Caroline Cox’s architectural sculptures begin with piles of delicate materials on the floor. Using light and gravity, the architectural hanging sculptures emerge “through an uncharted series of improvised constructions and re-workings.” In Float, Cox stitches millinery material and glass lenses creating a “visceral, special landscape” that transforms its environment. Her work is “clumped, sewn and wound together until the light, interactive materials coalesce.” Combinations of the work’s cultural associations and the connotative strength of the materials allows for a nonverbal, poetic and ambiguously referential content to surface.

Sidney Licht paints and sculpts with a specific interest in consumer culture. Whether packing peanuts or gift boxes, the objects are transformed, calling “into question our assumed familiarity with the ordinary things we too often overlook.” Licht’s paintings and sculptural works involve the use of mundane objects from daily life. In Untitled, 2012 she “weaves” a curtain of Styrofoam peanuts, “the man-made variety [that] frequently ends up in landfills at the end of its life cycle.”

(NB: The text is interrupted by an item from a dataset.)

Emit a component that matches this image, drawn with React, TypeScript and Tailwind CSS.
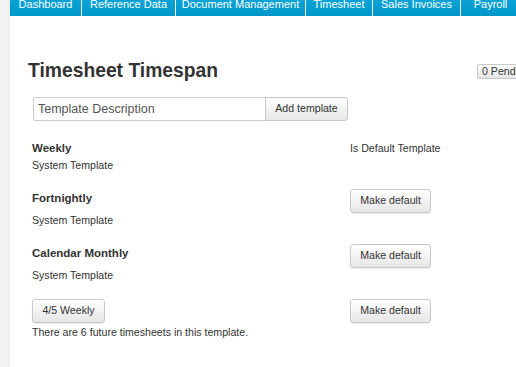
const tabs = [
  { label: "Dashboard", w: "w-[71px]" },
  { label: "Reference Data", w: "w-[94px]" },
  { label: "Document Management", w: "w-[130px]" },
  { label: "Timesheet", w: "w-[67px]" },
  { label: "Sales Invoices", w: "w-[88px]" },
  { label: "Payroll", w: "w-[60px]" },
];

function Btn({ children, className = "" }: { children: React.ReactNode; className?: string }) {
  return (
    <button
      className={
        "h-[24px] rounded-[3px] border border-[#c8c8c8] bg-gradient-to-b from-white to-[#e6e6e6] text-[10.6px] text-[#333] shadow-[0_1px_1px_rgba(0,0,0,0.08)] " +
        className
      }
    >
      {children}
    </button>
  );
}

function TemplateRow({
  title,
  sub,
  isDefault,
  asButton,
}: {
  title: string;
  sub: string;
  isDefault?: boolean;
  asButton?: boolean;
}) {
  return (
    <div className="flex mb-[15px]">
      <div className="w-[318px]">
        {asButton ? (
          <Btn className="w-[73px]">{title}</Btn>
        ) : (
          <div className={"flex items-center font-bold text-[11.5px] " + (isDefault ? "h-[15px]" : "h-[24px]")}>
            {title}
          </div>
        )}
        <div className="mt-[2px] leading-[14px] text-[10.6px]">{sub}</div>
      </div>
      <div>
        {isDefault ? (
          <div className="h-[15px] flex items-center text-[10.6px]">Is Default Template</div>
        ) : (
          <Btn className="w-[81px]">Make default</Btn>
        )}
      </div>
    </div>
  );
}

export default function App() {
  return (
    <div className="flex w-[516px] h-[367px] overflow-hidden bg-white text-[#333] font-['Liberation_Sans',Arial,sans-serif]">
      <div className="w-[10px] shrink-0 bg-[#f3f3f3] border-r border-[#e6e6e6]" />
      <div className="flex-1 min-w-0">
        {/* top nav, scrolled so the labels sit half off the top */}
        <div className="flex h-[16px] bg-gradient-to-b from-[#0aa3d6] to-[#0095c8] overflow-hidden">
          {tabs.map((t, i) => (
            <div
              key={t.label}
              className={"shrink-0 text-center text-white text-[11px] leading-[9px] whitespace-nowrap " + t.w + (i > 0 ? " border-l border-white" : "")}
            >
              {t.label}
            </div>
          ))}
        </div>

        <div className="flex items-center justify-between mt-[43px] h-[24px] pl-[18px]">
          <h1 className="font-bold text-[19.3px] leading-[24px] text-[#333]">Timesheet Timespan</h1>
          <button className="h-[15px] w-[60px] shrink-0 -mr-[21px] rounded-[2px] border border-[#c8c8c8] bg-gradient-to-b from-white to-[#e6e6e6] text-[10.6px] text-left pl-[4px] leading-[13px] text-[#333]">
            0 Pending
          </button>
        </div>

        <div className="flex mt-[14px] ml-[23px]">
          <input
            placeholder="Template Description"
            className="w-[233px] h-[24px] border border-[#ccc] rounded-l-[2px] px-[4px] text-[12.5px] placeholder:text-[#555] outline-none"
          />
          <button className="w-[83px] h-[24px] -ml-px border border-[#c8c8c8] rounded-r-[3px] bg-gradient-to-b from-white to-[#e6e6e6] text-[10.6px] text-[#333]">
            Add template
          </button>
        </div>

        <div className="mt-[20px] ml-[22px]">
          <TemplateRow title="Weekly" sub="System Template" isDefault />
          <TemplateRow title="Fortnightly" sub="System Template" />
          <TemplateRow title="Calendar Monthly" sub="System Template" />
          <TemplateRow title="4/5 Weekly" sub="There are 6 future timesheets in this template." asButton />
        </div>
      </div>
    </div>
  );
}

For Marilla Palmer, unruly Nature is to be domesticated, ordered, and dressed. Acting as seamstress to Mother Nature, garments are tightly tailored for branches. In her collaged watercolors, the chaotic patterns of bark are organized into textile designs for future imagined garments. The branches are re-foliated with actual pressed leaves, flowers, and millinery velvet. Working within the approved pre-modernist, pre-feminist pastimes for women such as decoupage, watercolor and sewing; disorder abounds in her studio.

Language and light are at the center of Bruce Pearson’s work. Texturally dense phrases are embedded in deeply carved Styrofoam surfaces. The normal organized grid of the written word is disrupted and rendered almost illegible by the overlapping layers of color, light, and shadow that are painted on the deeply sculpted surface. We know the phrases are there -they are in the titles - but perceiving the painted words is difficult to the point of being almost hallucinogenic. As in Alice’s voyage into the rabbit hole, we’ve lost the ability to comprehend things as we usually could.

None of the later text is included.